Average prices for single-family homes in metros increased annually in 91% of markets in Q2 2019, according to the National Association of Realtors (NAR).
The latest figures represents an increase from the 86% share from Q1 2019, and the median single-family home in Q2 2019 was $279,600—an annual increase of 4.3%.
Metros that saw a decline in single-family pricing included San Jose-Sunnyvale-Santa Clara, California (-5.3%), San Francisco-Oakland-Hayward, California (-1.9%), and Honolulu, Hawaii (-1.2%). Boise City-Nampa, Idaho; Abilene, Texas; Columbia, Missouri; Burlington-South Burlington, Vermont; and Atlantic City-Hammonton, New Jersey, all saw double-digit decreases.
“New home construction is greatly needed, however home construction fell in the first half of the year,” Lawrence Yun, NAR Chief Economist, said. “This leads to continuing tight inventory conditions, especially at more affordable price points. Home prices are mildly reaccelerating as a result.”

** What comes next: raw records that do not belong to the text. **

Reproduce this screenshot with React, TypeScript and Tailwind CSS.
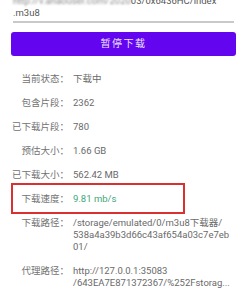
import React from "react";

const font = { fontFamily: '"Roboto", "Noto Sans CJK SC", sans-serif' };

function Row({ label, children, valueClass = "text-[#6a6a6a]" }: { label: string; children: React.ReactNode; valueClass?: string }) {
  return (
    <div className="flex items-start leading-[12px] text-[9.5px]">
      <div className="w-[58px] shrink-0 text-right text-[#727272]">{label}</div>
      <div className={"ml-[4px] " + valueClass}>{children}</div>
    </div>
  );
}

export default function App() {
  return (
    <div className="relative w-[247px] h-[296px] overflow-hidden bg-white" style={font}>
      <div className="px-[11px]">
        <div className="-mt-[5px] pl-[2px] text-[9.5px] leading-[12px] text-[#575757] whitespace-nowrap">
          <div>
            <span className="blur-[1.2px] text-[#8a8a8a]">http://v.ahaouser.com/2020</span>
            <span>03/0x6436HC/index</span>
          </div>
          <div>.m3u8</div>
        </div>
        <div className="mt-[2px] mx-[2px] h-[1.5px] bg-[#c9c9c9]" />
        <button className="mt-[9px] w-full h-[24px] rounded-[3px] bg-[#6405f0] text-[#ece3ff] text-[10px] tracking-[1.5px] flex items-center justify-center">
          暂停下载
        </button>
        <div className="mt-[17px] flex flex-col gap-[12px]">
          <Row label="当前状态：">下载中</Row>
          <Row label="包含片段：">2362</Row>
          <Row label="已下载片段：">780</Row>
          <Row label="预估大小：">1.66 GB</Row>
          <Row label="已下载大小：">562.42 MB</Row>
          <Row label="下载速度：" valueClass="text-[#3fa67a]">9.81 mb/s</Row>
          <Row label="下载路径：">
            <div>/storage/emulated/0/m3u8下载器/</div>
            <div>538a4a39b3d66c43af654a03c7e7eb</div>
            <div>01/</div>
          </Row>
          <Row label="代理路径：">
            <div>http://127.0.0.1:35083</div>
            <div>/643EA7E871372367/%252Fstorag...</div>
          </Row>
        </div>
      </div>
      <div className="absolute left-[11px] top-[183px] w-[174px] h-[31px] border-2 border-[#d8312f]" />
    </div>
  );
}
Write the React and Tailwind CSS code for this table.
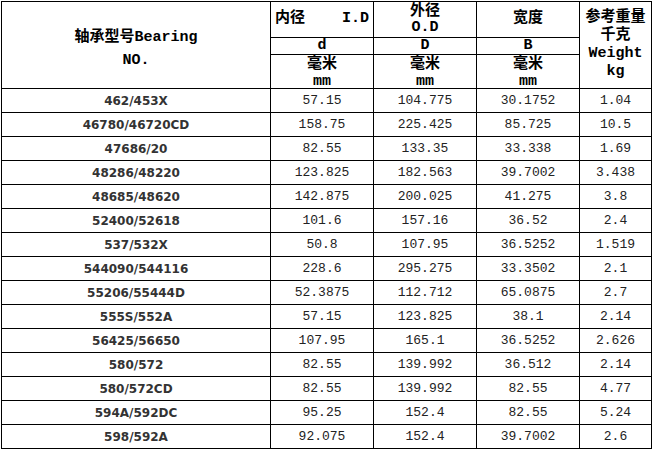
import React from "react";

const rows = [
  ["462/453X", "57.15", "104.775", "30.1752", "1.04"],
  ["46780/46720CD", "158.75", "225.425", "85.725", "10.5"],
  ["47686/20", "82.55", "133.35", "33.338", "1.69"],
  ["48286/48220", "123.825", "182.563", "39.7002", "3.438"],
  ["48685/48620", "142.875", "200.025", "41.275", "3.8"],
  ["52400/52618", "101.6", "157.16", "36.52", "2.4"],
  ["537/532X", "50.8", "107.95", "36.5252", "1.519"],
  ["544090/544116", "228.6", "295.275", "33.3502", "2.1"],
  ["55206/55444D", "52.3875", "112.712", "65.0875", "2.7"],
  ["555S/552A", "57.15", "123.825", "38.1", "2.14"],
  ["56425/56650", "107.95", "165.1", "36.5252", "2.626"],
  ["580/572", "82.55", "139.992", "36.512", "2.14"],
  ["580/572CD", "82.55", "139.992", "82.55", "4.77"],
  ["594A/592DC", "95.25", "152.4", "82.55", "5.24"],
  ["598/592A", "92.075", "152.4", "39.7002", "2.6"],
];

const head =
  "font-['Liberation_Mono','Noto_Sans_CJK_SC',monospace] font-bold text-[15px] text-black";
const cell = "border-r border-b border-black flex items-center justify-center";

export default function App() {
  return (
    <div className="w-[653px] h-[450px] bg-white overflow-hidden">
      <div className="ml-px mt-px w-[651px] border-l border-t border-black grid grid-cols-[269px_103px_103px_103px_72px] grid-rows-[36px_17px_34px] auto-rows-[24px]">
        <div className={`${cell} row-span-3 flex-col leading-[23px] pt-[8px] ${head}`}>
          <span>轴承型号Bearing</span>
          <span>NO.</span>
        </div>
        <div className={`border-r border-b border-black flex items-center justify-between px-[4px] ${head}`}>
          <span>内径</span>
          <span>I.D</span>
        </div>
        <div className={`${cell} flex-col leading-[16px] ${head}`}>
          <span>外径</span>
          <span>O.D</span>
        </div>
        <div className={`${cell} ${head}`}>宽度</div>
        <div className={`${cell} row-span-3 flex-col leading-[18px] ${head}`}>
          <span>参考重量</span>
          <span>千克</span>
          <span>Weight</span>
          <span>kg</span>
        </div>
        <div className={`${cell} leading-[16px] ${head}`}>d</div>
        <div className={`${cell} leading-[16px] ${head}`}>D</div>
        <div className={`${cell} leading-[16px] ${head}`}>B</div>
        {[0, 1, 2].map((i) => (
          <div
            key={i}
            className={`border-r border-b border-black flex flex-col items-center justify-start overflow-hidden pt-[1px] leading-[17px] ${head}`}
          >
            <span>毫米</span>
            <span>mm</span>
          </div>
        ))}
        {rows.map((r, ri) => (
          <React.Fragment key={ri}>
            <div className={`${cell} font-['DejaVu_Sans',sans-serif] font-bold text-[12px] text-[#333]`}>
              {r[0]}
            </div>
            {r.slice(1).map((v, ci) => (
              <div
                key={ci}
                className={`${cell} font-['Liberation_Mono',monospace] text-[13px] text-[#222]`}
              >
                {v}
              </div>
            ))}
          </React.Fragment>
        ))}
      </div>
    </div>
  );
}
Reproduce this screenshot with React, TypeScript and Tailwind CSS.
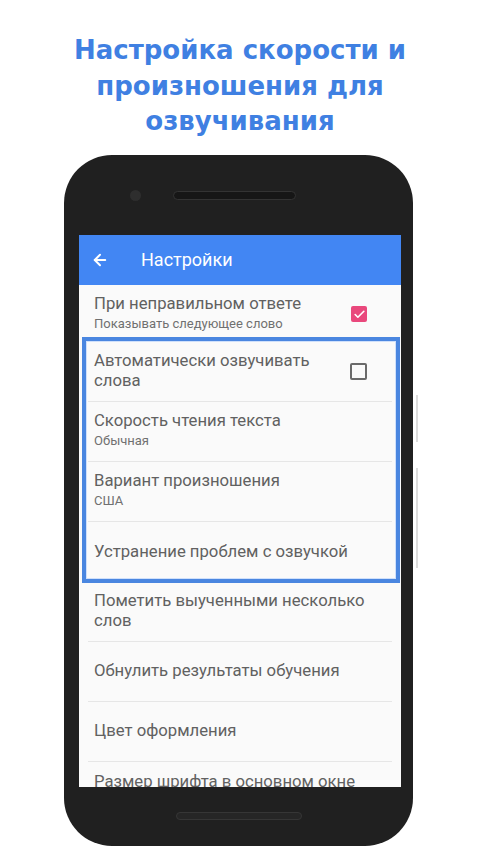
import { ArrowLeft, Check } from "lucide-react";

interface Setting {
  title: string;
  subtitle?: string;
  checkbox?: "on" | "off";
  height?: string;
  top?: boolean;
}

const settings: Setting[] = [
  { title: "При неправильном ответе", subtitle: "Показывать следующее слово", checkbox: "on", height: "h-[57px] pt-[2px]" },
  { title: "Автоматически озвучивать слова", checkbox: "off" },
  { title: "Скорость чтения текста", subtitle: "Обычная" },
  { title: "Вариант произношения", subtitle: "США" },
  { title: "Устранение проблем с озвучкой" },
  { title: "Пометить выученными несколько слов" },
  { title: "Обнулить результаты обучения" },
  { title: "Цвет оформления" },
  { title: "Размер шрифта в основном окне", top: true },
];

function SettingRow({ item, last }: { item: Setting; last: boolean }) {
  return (
    <div className={`${item.height ?? "h-[60px]"} shrink-0 flex flex-col`}>
      <div className={`flex-1 flex pl-[15px] pr-[34px] ${item.top ? "items-start pt-[10px]" : "items-center"}`}>
        <div className="flex-1 min-w-0">
          <div className="text-[16.7px] leading-[20px] text-[#616161] w-[292px] max-w-full">{item.title}</div>
          {item.subtitle && (
            <div className="text-[13px] leading-[20px] text-[#707070]">{item.subtitle}</div>
          )}
        </div>
        {item.checkbox === "on" && (
          <div className="w-[16px] h-[16px] rounded-[2px] bg-[#e9487c] flex items-center justify-center ml-4">
            <Check className="w-[13px] h-[13px] text-white" strokeWidth={3} />
          </div>
        )}
        {item.checkbox === "off" && (
          <div className="w-[17px] h-[17px] rounded-[2px] border-2 border-[#6a6a6a] ml-4" />
        )}
      </div>
      {!last && <div className="mx-[9px] h-px bg-[#e6e6e6]" />}
    </div>
  );
}

export default function App() {
  return (
    <div className="w-[480px] h-[856px] bg-white overflow-hidden" style={{ fontFamily: "Roboto, 'Noto Sans', sans-serif" }}>
      {/* Heading */}
      <h1
        className="pt-[33px] text-center text-[26px] leading-[35.5px] font-bold text-[#3f80e2]"
        style={{ fontFamily: "'DejaVu Sans', Verdana, sans-serif" }}
      >
        Настройка скорости и<br />произношения для<br />озвучивания
      </h1>

      {/* Phone */}
      <div className="relative ml-[64px] mt-[15px] w-[349px] h-[691px] rounded-[48px] bg-[#202020] flex flex-col">
        {/* side buttons */}
        <div className="absolute left-[352px] top-[240px] w-[2px] h-[47px] bg-[#dcdcdc]" />
        <div className="absolute left-[352px] top-[313px] w-[2px] h-[100px] bg-[#dcdcdc]" />

        {/* top bezel */}
        <div className="h-[80px] flex items-center pt-[2px]">
          <div className="ml-[66px] w-[11px] h-[11px] rounded-full bg-[#2e2e2e]" />
          <div className="ml-[32px] w-[123px] h-[9px] rounded-full bg-[#161616] border border-[#333]" />
        </div>

        {/* screen */}
        <div className="relative ml-[15px] mr-[12px] h-[552px] bg-[#fafafa] flex flex-col overflow-hidden">
          <div className="h-[50px] shrink-0 bg-[#4286f3] flex items-center text-white">
            <ArrowLeft className="ml-[12px] w-[18px] h-[18px]" strokeWidth={2.6} />
            <span className="ml-[32px] text-[18px]">Настройки</span>
          </div>
          <div className="flex-1 flex flex-col overflow-hidden">
            {settings.map((s, i) => (
              <SettingRow key={i} item={s} last={i === 0 || i === 4} />
            ))}
          </div>

          {/* highlight frame */}
          <div className="absolute left-[3px] top-[102px] w-[318px] h-[246px] border-[4px] border-[#4a86e0] shadow-[inset_0_0_0_1px_#cfe0fb]" />
        </div>

        {/* bottom bezel */}
        <div className="flex-1 flex items-center justify-center">
          <div className="w-[126px] h-[8px] rounded-full bg-[#262626] border border-[#363636]" />
        </div>
      </div>
    </div>
  );
}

The NAR states that 93 out of the 178 metros studied showed price growth of 5% of better.
“Housing unaffordability will hinder sales irrespective of the local job market conditions,” Yun said. “This is evident in the very expensive markets as home prices are either topping off or slightly falling.”
San Jose-Sunnyvale-Santa Clara was the most expensive market, with the average price of a single-family home came in at $1.3 million. Fellow California market San Francisco-Oakland-Hayward has average home prices of $1.05 million.
According to the NAR, Decatur, Illinois, is the least expensive metro, with median home prices coming in at $97,500. Youngstown-Warren-Boardman, Ohio, was close behind at $107,400.
The report also found that although median incomes increased to an estimated $78,366, greater home price growth led to an overall decline in affordability in Q2 2019.
A prospective buyer making a 5% down payment would need an income of $62,192 to purchase an average priced single-family home.
“The exceptionally low mortgage rates will help with housing affordability over the short run,” Yun said. “But if the low interest rates are due to weakening economic confidence, as reflected from a correction in the stock market, then the low rates will not help with job growth and will eventually hinder home buying and home construction.”